Salah al-Din acknowledged that “mistakes had been made in Darfur,” and
said that the coming political transformation would, through elections,
deal with the roots of the crisis — political marginalization.
 The
north-south war had always been viewed as the biggest threat to Sudan.
But in 2003, as negotiations to end that conflict dragged on, a new
rebel group rose up in Darfur to demand a greater share of wealth and
power for the long-neglected western region. The government responded
with the same ruthless tactics it used in the south, unleashing Arab
militias to chase the rebels and their supporters from Darfur’s
villages. The terror they caused aroused outrage across the world; the
Bush administration called the killings genocide. The crisis came to
dominate Western policy toward Sudan, often at the expense of the
larger struggle to keep the north-south deal alive.
But
diplomats, aid workers and analysts who have traveled to the region
recently say things have changed in Darfur. The conflict has become a
violent free-for-all in which a bewildering cast of rebels, bandits and
militias murder each other and civilians largely unchecked by
government authority.
 “The government is brutal, untrustworthy
and bloodthirsty, but the reality is that most of the violence in
Darfur today is not caused by them,” the senior Western diplomat said.

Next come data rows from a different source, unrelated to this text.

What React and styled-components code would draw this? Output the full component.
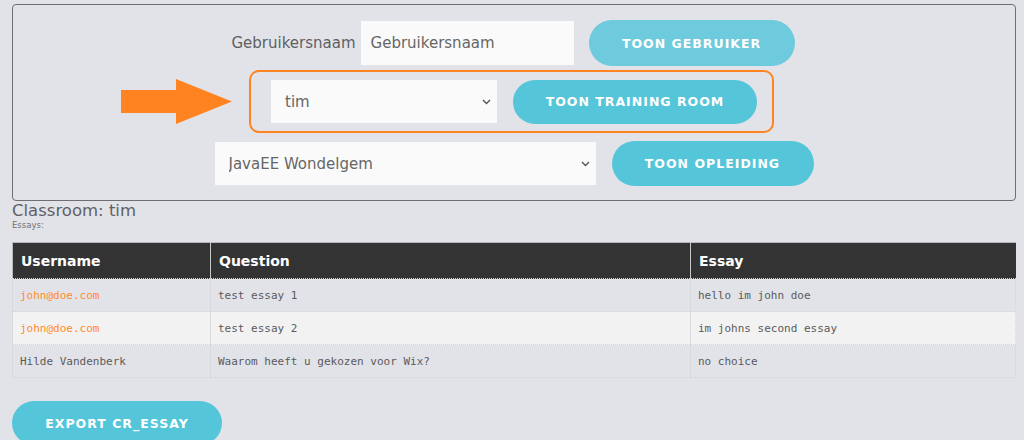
import React from "react";
import styled, { createGlobalStyle } from "styled-components";

const Global = createGlobalStyle`
  html, body { margin: 0; padding: 0; background: #e2e3e8; }
  body { font-family: "DejaVu Sans", "Noto Sans", sans-serif; overflow: hidden; }
  * { box-sizing: border-box; }
`;

const Page = styled.div`
  padding: 4px 8px 0 12px;
  width: 1024px;
`;

const Panel = styled.div`
  border: 1px solid #6f6f71;
  border-radius: 4px;
  height: 197px;
  padding-top: 15px;
  display: flex;
  flex-direction: column;
  align-items: center;
`;

const Row = styled.div`
  display: flex;
  align-items: center;
  gap: ${(p) => p.$gap ?? 16}px;
  margin-top: ${(p) => p.$mt || 0}px;
  margin-left: ${(p) => p.$ml || 0}px;
`;

const Label = styled.span`
  font-size: 15px;
  color: #5f5f62;
  margin-right: -10px;
`;

const Input = styled.input`
  width: ${(p) => p.$w}px;
  height: 44px;
  border: none;
  background: #fafafa;
  padding: 0 10px;
  font-family: inherit;
  font-size: 15px;
  color: #666;
  outline: none;
  &::placeholder { color: #666; }
`;

const SelectWrap = styled.div`
  position: relative;
  width: ${(p) => p.$w}px;
  height: ${(p) => p.$h}px;
`;

const Select = styled.select`
  appearance: none;
  width: 100%;
  height: 100%;
  border: none;
  background: #fafafa;
  font-family: inherit;
  font-size: 15px;
  color: #666;
  padding: 0 14px;
  outline: none;
`;

const Chevron = styled.svg`
  position: absolute;
  right: 6px;
  top: 50%;
  margin-top: -3px;
  pointer-events: none;
`;

const Button = styled.button`
  height: ${(p) => p.$h || 44}px;
  width: ${(p) => p.$w}px;
  border: none;
  border-radius: 24px;
  background: ${(p) => (p.$light ? "#6dcbdd" : "#55c5d9")};
  color: #fff;
  font-family: "DejaVu Sans", sans-serif;
  font-weight: bold;
  font-size: 12.5px;
  letter-spacing: 1px;
  padding: 0;
`;

const Highlight = styled.div`
  display: flex;
  align-items: center;
  gap: 16px;
  border: 2px solid #ff8421;
  border-radius: 10px;
  height: 63px;
  padding: 0 15px 0 20px;
`;

const ArrowMark = styled.svg`
  display: block;
  margin-right: 17px;
`;

const Title = styled.div`
  font-size: 16.5px;
  color: #606064;
  line-height: 18px;
  margin-top: 1px;
`;

const Sub = styled.div`
  font-size: 8.5px;
  color: #707074;
  line-height: 10px;
`;

const Table = styled.table`
  margin-top: 12px;
  width: 1004px;
  border-collapse: collapse;
  border-top: 1px solid #b9b9bb;
  border-left: 1px solid #b9b9bb;
`;

const Th = styled.th`
  background: #333333;
  color: #fff;
  text-align: left;
  font-family: "DejaVu Sans", sans-serif;
  font-weight: bold;
  font-size: 14px;
  height: 36px;
  padding: 0 8px;
  border-left: 1px solid #c8c8ca;
  width: ${(p) => p.$w}px;
  &:first-child { border-left: none; }
`;

const Tr = styled.tr`
  background: ${(p) => (p.$alt ? "#f2f2f2" : "#e2e3e8")};
`;

const Td = styled.td`
  font-family: "DejaVu Sans Mono", "Liberation Mono", monospace;
  font-size: 11px;
  color: ${(p) => (p.$accent ? "#ff8c2c" : "#5a5a5d")};
  height: 33px;
  padding: 0 7px;
  border: 1px dotted #d4d5d9;
  border-left: 1px solid #d8d9dd;
`;

const Footer = styled.div`
  margin-top: 23px;
`;

const rows = [
  { u: "john@doe.com", q: "test essay 1", e: "hello im john doe", accent: true },
  { u: "john@doe.com", q: "test essay 2", e: "im johns second essay", accent: true },
  { u: "Hilde Vandenberk", q: "Waarom heeft u gekozen voor Wix?", e: "no choice" },
];

const ChevronIcon = () => (
  <Chevron width="9" height="6" viewBox="0 0 9 6">
    <path d="M1 1l3.5 3.5L8 1" fill="none" stroke="#555" strokeWidth="1.4" />
  </Chevron>
);

export default function App() {
  return (
    <Page>
      <Global />
      <Panel>
        <Row $gap={15} $ml={-2}>
          <Label>Gebruikersnaam</Label>
          <Input $w={213} placeholder="Gebruikersnaam" />
          <Button $w={206} $h={46} $light>TOON GEBRUIKER</Button>
        </Row>
        <Row $gap={0} $mt={4} $ml={-134}>
          <ArrowMark width="112" height="45" viewBox="0 0 112 45">
            <path d="M1 11H56V0L112 22.5L56 45V34H1Z" fill="#ff8421" />
          </ArrowMark>
          <Highlight>
            <SelectWrap $w={226} $h={43}>
              <Select defaultValue="tim">
                <option>tim</option>
              </Select>
              <ChevronIcon />
            </SelectWrap>
            <Button $w={244} $h={44}>TOON TRAINING ROOM</Button>
          </Highlight>
        </Row>
        <Row $gap={16} $mt={8} $ml={0}>
          <SelectWrap $w={381} $h={43}>
            <Select defaultValue="JavaEE Wondelgem">
              <option>JavaEE Wondelgem</option>
            </Select>
            <ChevronIcon />
          </SelectWrap>
          <Button $w={202} $h={45}>TOON OPLEIDING</Button>
        </Row>
      </Panel>
      <Title>Classroom: tim</Title>
      <Sub>Essays:</Sub>
      <Table>
        <thead>
          <tr>
            <Th $w={198}>Username</Th>
            <Th $w={480}>Question</Th>
            <Th>Essay</Th>
          </tr>
        </thead>
        <tbody>
          {rows.map((r, i) => (
            <Tr key={i} $alt={i === 1}>
              <Td $accent={r.accent}>{r.u}</Td>
              <Td>{r.q}</Td>
              <Td>{r.e}</Td>
            </Tr>
          ))}
        </tbody>
      </Table>
      <Footer>
        <Button $w={210} $h={44}>EXPORT CR_ESSAY</Button>
      </Footer>
    </Page>
  );
}
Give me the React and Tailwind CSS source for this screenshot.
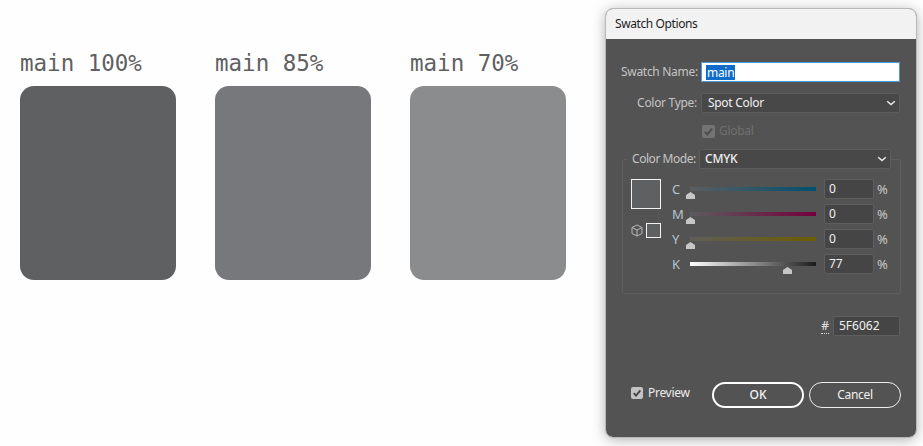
import React from "react";

const ui = "font-['Noto_Sans','Open_Sans',sans-serif]";

function Chevron() {
  return (
    <svg width="10" height="6" viewBox="0 0 10 6" className="shrink-0">
      <path d="M1.2 1.2 L5 4.6 L8.8 1.2" fill="none" stroke="#e8e8e8" strokeWidth="1.5" />
    </svg>
  );
}

function Check({ color, size = 11 }) {
  return (
    <svg width={size} height={size} viewBox="0 0 12 12">
      <path d="M2 6.2 L4.8 9.2 L10 2.8" fill="none" stroke={color} strokeWidth="2.2" />
    </svg>
  );
}

function Swatch({ label, color, text }) {
  return (
    <div className="w-[155.5px] flex flex-col">
      <div className="font-['DejaVu_Sans_Mono',monospace] text-[22.5px] leading-[26px] whitespace-nowrap" style={{ color: text }}>
        {label}
      </div>
      <div className="h-[194px] mt-[10px] rounded-[14px]" style={{ background: color }} />
    </div>
  );
}

function Slider({ letter, gradient, thumb, value }) {
  return (
    <div className="h-[20px] flex items-center mb-[5px]">
      <div className="w-[19px] text-[13px] text-[#b8c4d0] leading-none pl-[1px]">{letter}</div>
      <div className="relative w-[126px] h-[4.5px]" style={{ background: gradient }}>
        <svg width="9" height="7" viewBox="0 0 9 7" className="absolute top-[5px]" style={{ left: thumb - 4 }}>
          <path d="M4.5 0 L9 3 V7 H0 V3 Z" fill="#c6c6c6" />
        </svg>
      </div>
      <div className="ml-[8px] w-[50px] h-[20px] rounded-[2px] bg-[#454545] border border-[#5e5e5e] text-[#f0f0f0] text-[12px] leading-[18px] pl-[4px]">
        {value}
      </div>
      <div className="ml-[3px] text-[13px] text-[#c8c8c8] leading-none">%</div>
    </div>
  );
}

export default function App() {
  return (
    <div className={`relative w-[923px] h-[446px] overflow-hidden bg-[#fefefe] ${ui}`}>
      <div className="flex gap-[39.5px] pl-[20px] pt-[50px]">
        <Swatch label="main 100%" color="#5f6062" text="#5f6062" />
        <Swatch label="main 85%" color="#77787b" text="#5f6062" />
        <Swatch label="main 70%" color="#8b8c8e" text="#5f6062" />
      </div>

      <div className="absolute left-[606px] top-[9px] w-[310px] h-[428px] rounded-[7px] overflow-hidden bg-[#535353] shadow-[0_2px_14px_rgba(0,0,0,0.35)] outline outline-1 outline-[#b8b8b8]">
        <div className="h-[30px] bg-[#f2f2f2] pl-[9px] text-[12px] tracking-[-0.4px] leading-[29px] text-[#1c1c1c]">Swatch Options</div>

        <div className="pt-[23px] pl-[15px] pr-[16px]">
          {/* name */}
          <div className="flex items-center h-[20px]">
            <div className="w-[76px] text-right text-[12px] tracking-[-0.3px] whitespace-nowrap text-[#c4c4c4]">Swatch Name:</div>
            <div className="w-[199px] ml-[4px] h-[20px] bg-white border border-[#4a9ae0] pl-[4px] flex items-center text-[12px] tracking-[-0.3px] text-white">
              <span className="bg-[#0f6cc8] leading-[15px] px-[1px]">main</span>
            </div>
          </div>

          {/* type */}
          <div className="flex items-center h-[20px] mt-[11px]">
            <div className="w-[76px] text-right text-[12px] tracking-[-0.3px] whitespace-nowrap text-[#c4c4c4]">Color Type:</div>
            <div className="w-[199px] ml-[4px] h-[20px] rounded-[2px] bg-[#484848] border border-[#5c5c5c] pl-[6px] pr-[3px] flex items-center justify-between text-[12px] tracking-[-0.3px] text-[#f0f0f0]">
              <span>Spot Color</span>
              <Chevron />
            </div>
          </div>

          {/* global */}
          <div className="flex items-center h-[14px] mt-[11px] ml-[81px]">
            <div className="w-[13px] h-[13px] rounded-[2px] bg-[#747474] flex items-center justify-center">
              <Check color="#4e4e4e" />
            </div>
            <span className="ml-[4px] text-[12px] tracking-[-0.3px] text-[#6f6f6f]">Global</span>
          </div>

          {/* group */}
          <div className="mt-[21px] ml-[1px] w-[279px] h-[135px] rounded-[2px] border border-[#5e5e5e] pt-[19px] pl-[8px] relative">
            <div className="absolute -top-[11px] left-[4px] pl-[5px] flex items-center h-[20px] bg-[#535353]">
              <span className="w-[63px] text-[12px] tracking-[-0.45px] whitespace-nowrap text-[#c4c4c4]">Color Mode:</span>
              <div className="w-[192px] ml-[4px] h-[20px] rounded-[2px] bg-[#484848] border border-[#5c5c5c] pl-[5px] pr-[3px] flex items-center justify-between text-[12px] tracking-[-0.2px] font-medium text-[#f0f0f0]">
                <span>CMYK</span>
                <Chevron />
              </div>
            </div>

            <div className="flex">
              <div className="w-[30px] mr-[10px]">
                <div className="w-[30px] h-[30px] bg-[#5f6062] border border-[#f2f2f2]" />
                <div className="flex items-center mt-[14px]">
                  <svg width="12" height="13" viewBox="0 0 12 13" className="shrink-0">
                    <path d="M6 1 L11 3.5 V9.5 L6 12 L1 9.5 V3.5 Z M1 3.5 L6 6 L11 3.5 M6 6 V12" fill="none" stroke="#b8b8b8" strokeWidth="1" />
                  </svg>
                  <div className="ml-[3px] shrink-0 w-[15px] h-[15px] bg-[#5f6062] border border-[#f2f2f2]" />
                </div>
              </div>
              <div>
                <Slider letter="C" thumb={0} value="0" gradient="linear-gradient(90deg,#5c5e60,#00506f)" />
                <Slider letter="M" thumb={0} value="0" gradient="linear-gradient(90deg,#5c5c5e,#74003c)" />
                <Slider letter="Y" thumb={0} value="0" gradient="linear-gradient(90deg,#5e5e58,#6e5c00)" />
                <Slider letter="K" thumb={97} value="77" gradient="linear-gradient(90deg,#ffffff,#1c1c1c)" />
              </div>
            </div>
          </div>

          {/* hex */}
          <div className="flex items-center justify-end h-[20px] mt-[22px]">
            <span className="text-[12px] leading-[14px] text-[#dcdcdc] border-b border-dotted border-[#dcdcdc] font-medium">#</span>
            <div className="ml-[4px] w-[67px] h-[20px] rounded-[2px] bg-[#454545] border border-[#5e5e5e] pl-[5px] text-[12px] leading-[18px] text-[#f0f0f0]">5F6062</div>
          </div>

          {/* footer */}
          <div className="flex items-center justify-between mt-[46px] h-[26px] -mr-[1px]">
            <div className="flex items-center -mt-[5px] ml-[10px]">
              <div className="w-[12px] h-[12px] rounded-[2px] bg-[#c4c4c4] flex items-center justify-center">
                <Check color="#444444" size={10} />
              </div>
              <span className="ml-[5px] text-[12px] tracking-[-0.3px] text-[#ececec]">Preview</span>
            </div>
            <div className="flex gap-[5px]">
              <div className="w-[92px] h-[26px] rounded-full border-2 border-white flex items-center justify-center text-[12px] font-medium text-[#f4f4f4]">OK</div>
              <div className="w-[92px] h-[26px] rounded-full border border-[#eeeeee] flex items-center justify-center text-[12px] tracking-[-0.3px] text-[#f0f0f0]">Cancel</div>
            </div>
          </div>
        </div>
      </div>
    </div>
  );
}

“Is there a genocide in Darfur right at this moment? No, there isn’t.”
 Mr.
Bashir’s tour of Darfur last week was short on proposals to jump start
a peace process, but a panel led by Mr. Mahdi and other political
leaders has been charged with finding a way to defuse the crisis. The
government sent an official to Qatar to ask the government there, which
helped negotiate a settlement to Lebanon’s most recent crisis, to
contribute $500 million for the compensation of Darfur’s victims.
 The
government and its new allies are hoping that if they can provide
evidence of progress in Darfur and persuade the international community
that an arrest warrant would create more problems than it would solve,
the Security Council will act to hold back the criminal court. Not everyone agrees with this approach.
 Salih
Mahmoud Osman, a Darfur lawyer who has documented thousands of human
rights violations in Darfur, said the court represented the only chance
for victims to get justice. In a recent interview, he wept as he
described the painful process of collecting testimony from rape
victims. “They told us, ‘Our suffering must be documented,’ ” he said,
hiding his face with his hands to cover his tears. “ ‘Our story is not
forgotten. You are putting criminals on the record. If not today,
tomorrow we will have justice.’ And now it has happened.”
 In
any case, Mr. Bashir’s newfound popularity among Sudan’s political
elite is likely to be short lived. If the arrest warrant is issued,
analysts and diplomats said, all bets are off. “He could end up very
weak to challenges from inside and outside the ruling party,” a senior United Nations official in Khartoum said.
The
government has responded so far to the court’s action with diplomacy
and public relations, not violence. It has agreed to allow the delivery
of hundreds of containers of United Nations supplies held up in Sudan’s
port, and to make visas and permits for aid workers easier to get.
 
“We’ve been receiving very strong messages of cooperation” from the
government, said Ameerah Haq, the top United Nations aid official in
Sudan.
 Mr. Alor, the foreign minister, said the threat of an
arrest warrant may prove to be a blessing in disguise. “Now we are
seriously talking about the resolution of the problem of Darfur,” he
said, adding that the government was also considering ways to cooperate
with the peacekeeping force in Darfur that it long resisted.
 “If we take the I.C.C. from that angle, it can be a blessing for the whole country.”